Sengketa lahan di SMAN 1 Bandung saat ini menjadi sorotan. Itu terjadi setelah Pemprov Jawa Barat (Jabar) kalah dalam proses gugatan di Pengadilan Tata Usaha Negara (PTUN) Bandung melawan Perkumpulan Lyceum Kristen (PLK).
Putusan itu telah diketuk pada Kamis (17/4/2025). Majelis Hakim PTUN Bandung pun memerintahkan kepada pemerintah untuk membatalkan dan mencabut sejumlah dokumen yang digunakan sebagai administrasi atas berdirinya bangunan SMAN 1 Bandung.
Di antaranya sertifikat hak pakai bernomor 11/Kel. Lebak Siliwangi yang diterbitkan pada 19 Agustus 1999, hingga surat ukur tertanggal 12 April 1999 nomor 12/Lebak Siliwangi 1999 dengan luas 8.450 meter persegi yang tercatat atas nama Departemen Pendidikan dan Kebudayaan Cq. Kantor Wilayah Provinsi Jawa Barat. Kemudian, Hakim PTUN Bandung juga memerintahkan BPN Kota Bandung untuk memproses perpanjangan dan menerbitkan serifikat hak guna bangunan (SHGB) atas nama PLK di lokasi sengketa tersebut.
Namun, Pemprov Jabar berencana mengajukan banding ke Pengadilan Tinggi Tata Usaha Negara (PT TUN) Jakarta untuk bisa menganulir putusan ini. Pihak PLK sebagai penggugat perkara ini pun turut buka suara dan mempersilakan Pemprov jika ingin banding atas putusan tersebut.
“Kita sih nggak masalah (soal banding), itu kan haknya. Jadi kalau nggak setuju, ya memang banding. Bandingnya kalah atau gimana, ya kasasi. Itu kan bagian dari upaya hukum, itu udah mekanismenya demikian, nggak apa-apa,” kata pengacara PLK, Hendri Sulaeman saat diwawancara wartawan.

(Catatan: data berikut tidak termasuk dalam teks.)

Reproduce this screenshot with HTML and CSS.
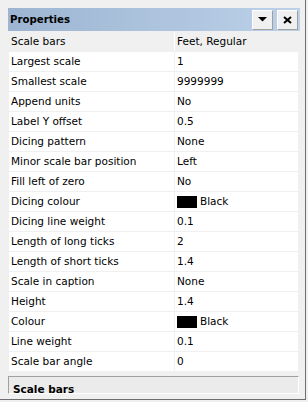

Namun demikian, Hendri mengatakan, pihaknya tetap membuka jalur mediasi atas sengketa ini. Tapi syaratnya, harus ada ganti rugi yang diberikan Pemprov Jabar kepada PLK yang mengkalim sebagai pemilik sah lahan yang kini berdiri SMAN 1 Bandung tersebut.
“Kita tidak ada upaya apa-apa (setelah putusan PTUN Bandung). Dia (Pemprov Jabar) kalau ada upaya hukum, ya kita layani juga. Kecuali kalau mau ada mediasi, oke kita bantu. Saya akan bantu lah, kita juga mengerti itu,” ungkapnya.
Hendri memastikan, PLK sudah dinyatakan sebagai pemilik lahan yang sah di lokasi yang saat ini sedang bersengketa. Bahkan, kata dia, kepemilikan PLK di lahan tersebut sudah dinyatakan melalui putusan pengadilan.
“Tapi dia jangan lupa sejarahnya, itu sejarahnya dia memang minjam pakai gitu. Ada sejarahnya, ada sertifikatnya kumpulan (PLK) itu. Sertifikat itu udah berakhir, udah diperpanjang, terus juga sertifikat itu udah dinyatakan sah oleh putusan pengadilan, kemudian diperpanjang,” tegasnya.
“Tapi sesuai mekanisme hukum yang berlaku, kan sebenarnya karena memang itu kita hargai untuk kepentingan umum. Tetapi kan harus ada ganti rugi sesuai undang-undang pertanahan. Saya welcome untuk ini, kita jembatani. Kita hargai, kita siap, karena upaya damai jalan trerbaik menurut saya karena ini sama-sama yayasan biar bisa berdiri dengan baik,” pungkasnya.